Over the next couple of days I made her a new piece, wrapped it in a nice box with a hand written note and dropped it off at the shop where she worked. The note simply said that I was glad she liked my work and to think of me if she ever needed a gift for someone.

I received an email thanking me for the gesture and making her birthday "extra special".

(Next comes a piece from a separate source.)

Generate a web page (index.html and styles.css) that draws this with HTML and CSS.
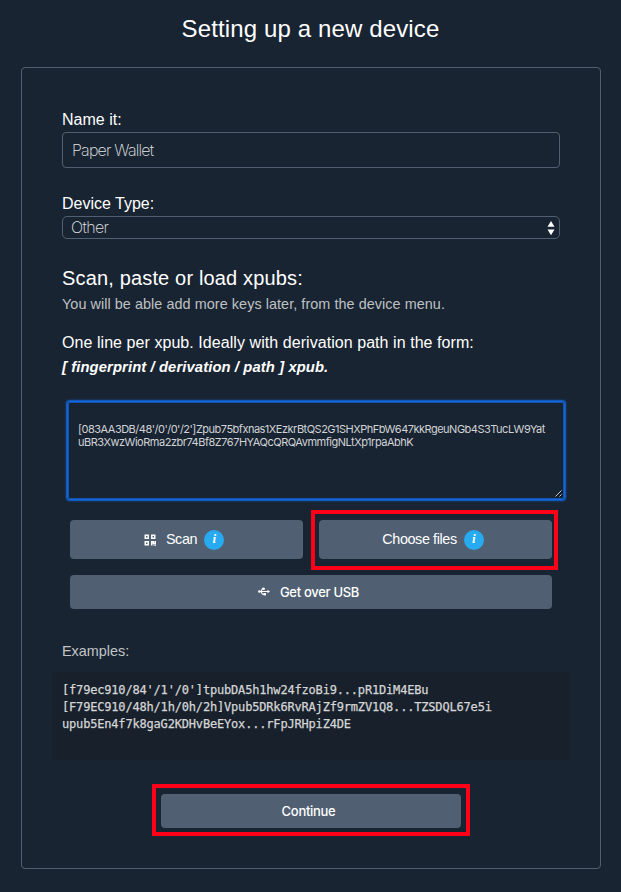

Although the email made me feel good. It was the act of doing something nice for someone that gave me satisfaction.

Judy said...

What a Nice story Kim. Thanks for sharing that. I am sure you will do business with her in the future, and she will tell many, many people about your generous gesture.

Anonymous said...

This past summer I was getting some pictures printed at Costco. I was in a hurry so I paid the clerk took my change and hurried out. As I was putting the money into my wallet I noticed she had given me an extra $10. I was in my car by this time but I knew she would get in trouble for an underage in her cash drawer. I took the money back. She said "Are you sure?"
I assured her I was but I had to laugh at the look of total astonishment on her face.

Judy said...

Thanks everyone for your stories. It was great to hear so many examples of being nice, and I know in each case you walked away feeling a bit better than before you acted.
We do have a winner!.......drum roll.......Amy Crawley was picked from our nice commenters. So, Amy, I will be sending you a copy of The Power of Nice. I already happen to know what a nice person you are, but it will remind you that being nice is worthwhile. :) I hope you enjoy the book!